*What the exercise asks:* Extract all lines from the data beneath that include the word "TypeScript".

*Supplied data:*
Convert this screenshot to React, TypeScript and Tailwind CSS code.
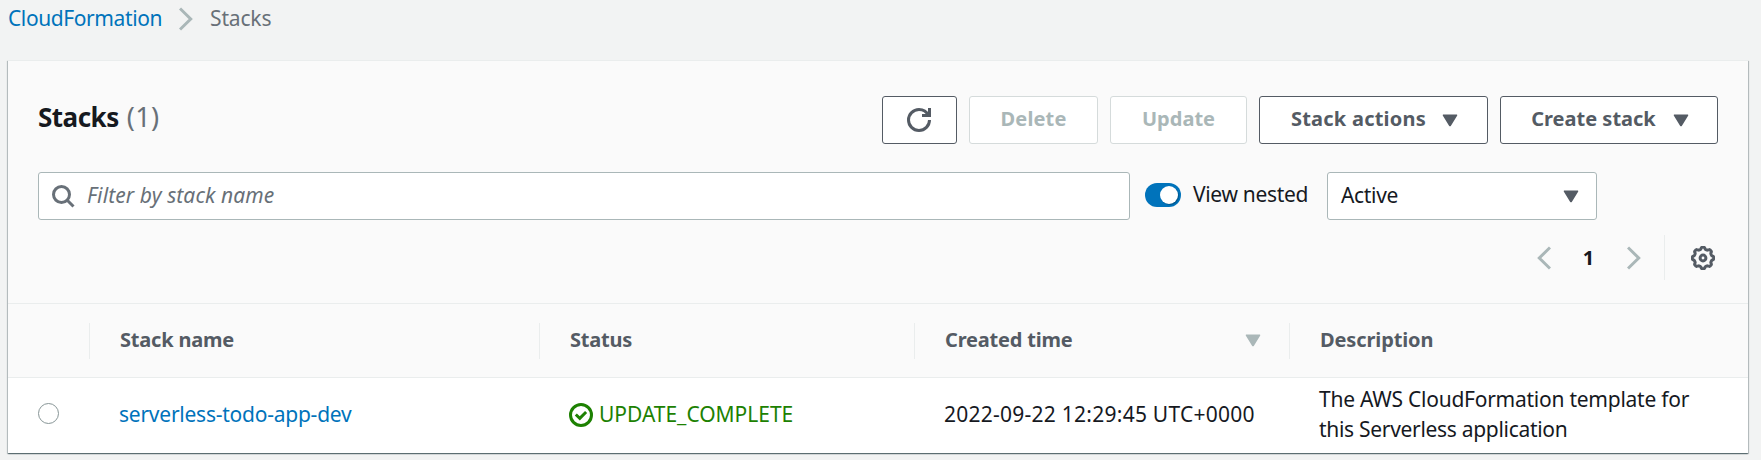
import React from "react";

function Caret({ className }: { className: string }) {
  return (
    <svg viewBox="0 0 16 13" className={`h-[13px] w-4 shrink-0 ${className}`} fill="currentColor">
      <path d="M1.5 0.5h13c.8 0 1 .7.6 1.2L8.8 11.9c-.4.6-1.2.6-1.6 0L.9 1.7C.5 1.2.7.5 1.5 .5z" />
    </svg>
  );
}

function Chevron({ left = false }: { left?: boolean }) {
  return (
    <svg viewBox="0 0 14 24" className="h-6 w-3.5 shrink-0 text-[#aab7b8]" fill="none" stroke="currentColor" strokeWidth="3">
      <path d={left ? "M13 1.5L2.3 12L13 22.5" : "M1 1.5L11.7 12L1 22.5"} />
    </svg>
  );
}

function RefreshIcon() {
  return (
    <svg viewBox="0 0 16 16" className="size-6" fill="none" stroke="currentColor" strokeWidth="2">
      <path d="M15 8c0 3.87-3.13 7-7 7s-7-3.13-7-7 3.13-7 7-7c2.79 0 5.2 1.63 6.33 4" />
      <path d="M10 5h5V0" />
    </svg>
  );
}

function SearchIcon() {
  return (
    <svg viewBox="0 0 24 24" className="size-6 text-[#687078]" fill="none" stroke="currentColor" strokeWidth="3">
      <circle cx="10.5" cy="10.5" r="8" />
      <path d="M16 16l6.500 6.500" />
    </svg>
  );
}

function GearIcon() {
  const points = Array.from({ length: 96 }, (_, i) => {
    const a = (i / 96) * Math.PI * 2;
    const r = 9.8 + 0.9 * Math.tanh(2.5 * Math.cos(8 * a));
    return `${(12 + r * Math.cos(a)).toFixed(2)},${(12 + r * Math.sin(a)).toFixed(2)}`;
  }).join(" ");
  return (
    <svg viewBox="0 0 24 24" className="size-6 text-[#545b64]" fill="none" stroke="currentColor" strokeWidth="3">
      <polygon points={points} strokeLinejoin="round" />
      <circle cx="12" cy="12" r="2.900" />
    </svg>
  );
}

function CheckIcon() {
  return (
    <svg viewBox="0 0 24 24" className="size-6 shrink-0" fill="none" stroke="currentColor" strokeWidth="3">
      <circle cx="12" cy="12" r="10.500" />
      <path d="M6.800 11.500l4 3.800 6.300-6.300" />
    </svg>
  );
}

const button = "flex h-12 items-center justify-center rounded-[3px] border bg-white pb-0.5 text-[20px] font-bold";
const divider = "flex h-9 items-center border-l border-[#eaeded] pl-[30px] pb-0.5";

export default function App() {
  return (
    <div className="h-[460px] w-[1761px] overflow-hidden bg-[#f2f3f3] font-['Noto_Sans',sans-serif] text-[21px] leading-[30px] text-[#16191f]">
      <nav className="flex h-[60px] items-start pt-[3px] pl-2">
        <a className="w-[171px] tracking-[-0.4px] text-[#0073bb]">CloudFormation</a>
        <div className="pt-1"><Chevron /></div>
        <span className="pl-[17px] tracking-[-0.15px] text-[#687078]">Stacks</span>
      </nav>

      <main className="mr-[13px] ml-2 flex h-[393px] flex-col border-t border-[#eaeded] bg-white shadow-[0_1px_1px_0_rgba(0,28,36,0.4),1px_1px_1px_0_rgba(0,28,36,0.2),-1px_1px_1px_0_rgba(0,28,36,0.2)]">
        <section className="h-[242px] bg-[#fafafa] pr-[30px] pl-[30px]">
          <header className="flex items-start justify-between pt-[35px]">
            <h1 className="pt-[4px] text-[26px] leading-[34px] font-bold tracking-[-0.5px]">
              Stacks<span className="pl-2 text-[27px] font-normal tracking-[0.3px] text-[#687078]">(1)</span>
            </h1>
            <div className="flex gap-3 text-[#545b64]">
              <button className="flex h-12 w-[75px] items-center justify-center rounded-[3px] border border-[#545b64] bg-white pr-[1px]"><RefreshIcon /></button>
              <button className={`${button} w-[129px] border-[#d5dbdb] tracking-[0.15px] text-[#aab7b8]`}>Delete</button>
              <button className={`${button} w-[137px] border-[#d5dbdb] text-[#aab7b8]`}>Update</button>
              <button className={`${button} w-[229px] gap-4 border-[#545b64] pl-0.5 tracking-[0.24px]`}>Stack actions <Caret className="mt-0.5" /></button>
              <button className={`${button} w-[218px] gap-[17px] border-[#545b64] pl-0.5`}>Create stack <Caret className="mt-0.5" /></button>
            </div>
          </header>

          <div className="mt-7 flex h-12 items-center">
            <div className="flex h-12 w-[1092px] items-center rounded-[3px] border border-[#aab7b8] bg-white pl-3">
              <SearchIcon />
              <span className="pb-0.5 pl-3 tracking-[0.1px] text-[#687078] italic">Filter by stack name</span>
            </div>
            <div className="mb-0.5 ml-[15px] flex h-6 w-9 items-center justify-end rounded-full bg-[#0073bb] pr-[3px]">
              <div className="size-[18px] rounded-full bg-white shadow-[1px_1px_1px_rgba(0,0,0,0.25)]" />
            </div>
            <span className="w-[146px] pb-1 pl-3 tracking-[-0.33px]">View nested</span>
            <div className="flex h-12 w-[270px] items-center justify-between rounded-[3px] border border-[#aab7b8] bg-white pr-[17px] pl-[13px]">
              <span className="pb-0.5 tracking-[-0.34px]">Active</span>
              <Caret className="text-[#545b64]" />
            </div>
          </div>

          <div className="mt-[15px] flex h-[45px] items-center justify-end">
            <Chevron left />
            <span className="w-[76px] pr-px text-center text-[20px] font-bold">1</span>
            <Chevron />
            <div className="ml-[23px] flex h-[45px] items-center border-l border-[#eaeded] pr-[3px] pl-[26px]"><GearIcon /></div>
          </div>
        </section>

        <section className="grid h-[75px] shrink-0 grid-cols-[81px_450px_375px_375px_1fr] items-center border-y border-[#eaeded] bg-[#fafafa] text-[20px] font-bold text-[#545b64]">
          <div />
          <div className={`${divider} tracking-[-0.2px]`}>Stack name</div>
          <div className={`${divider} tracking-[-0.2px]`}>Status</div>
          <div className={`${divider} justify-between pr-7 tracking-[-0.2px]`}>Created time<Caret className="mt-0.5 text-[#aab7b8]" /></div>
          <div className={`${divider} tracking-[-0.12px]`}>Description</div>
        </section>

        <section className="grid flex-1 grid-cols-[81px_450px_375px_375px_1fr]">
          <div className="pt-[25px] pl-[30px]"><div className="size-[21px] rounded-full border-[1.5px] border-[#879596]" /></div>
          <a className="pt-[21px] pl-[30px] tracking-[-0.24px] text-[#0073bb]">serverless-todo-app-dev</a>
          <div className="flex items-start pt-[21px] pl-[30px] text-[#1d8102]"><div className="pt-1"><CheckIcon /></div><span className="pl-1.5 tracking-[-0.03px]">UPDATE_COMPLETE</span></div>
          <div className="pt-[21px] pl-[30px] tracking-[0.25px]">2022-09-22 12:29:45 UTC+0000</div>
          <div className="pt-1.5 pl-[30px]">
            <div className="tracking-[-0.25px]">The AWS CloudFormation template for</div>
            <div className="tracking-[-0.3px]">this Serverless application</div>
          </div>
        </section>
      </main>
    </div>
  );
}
---
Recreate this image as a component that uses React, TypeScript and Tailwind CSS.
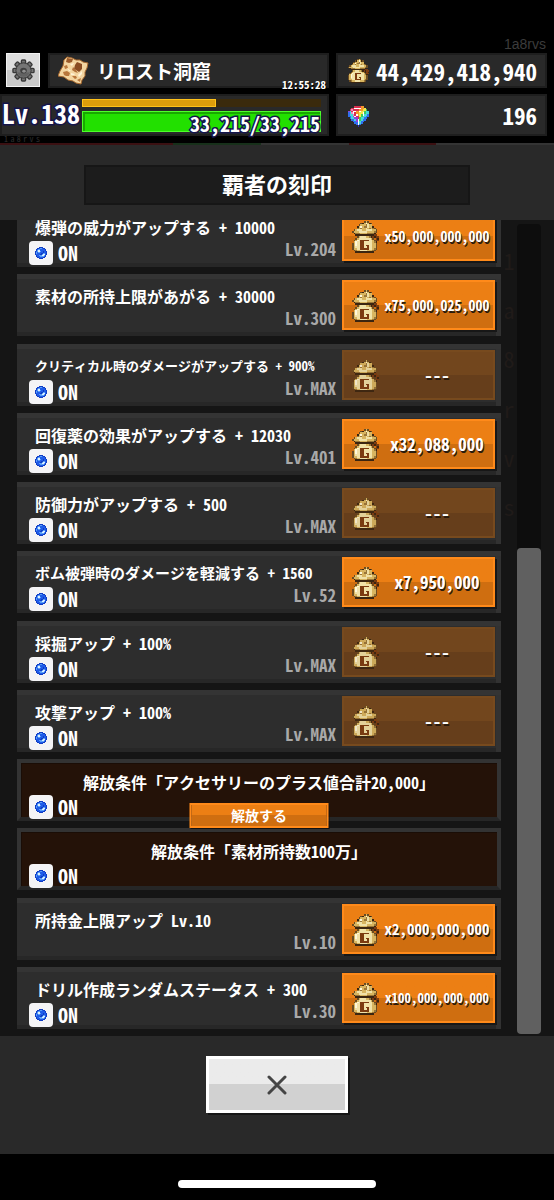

*Result for this exercise:*
Convert this screenshot to React, TypeScript and Tailwind CSS code.
Recreate this image as a component that uses React, TypeScript and Tailwind CSS.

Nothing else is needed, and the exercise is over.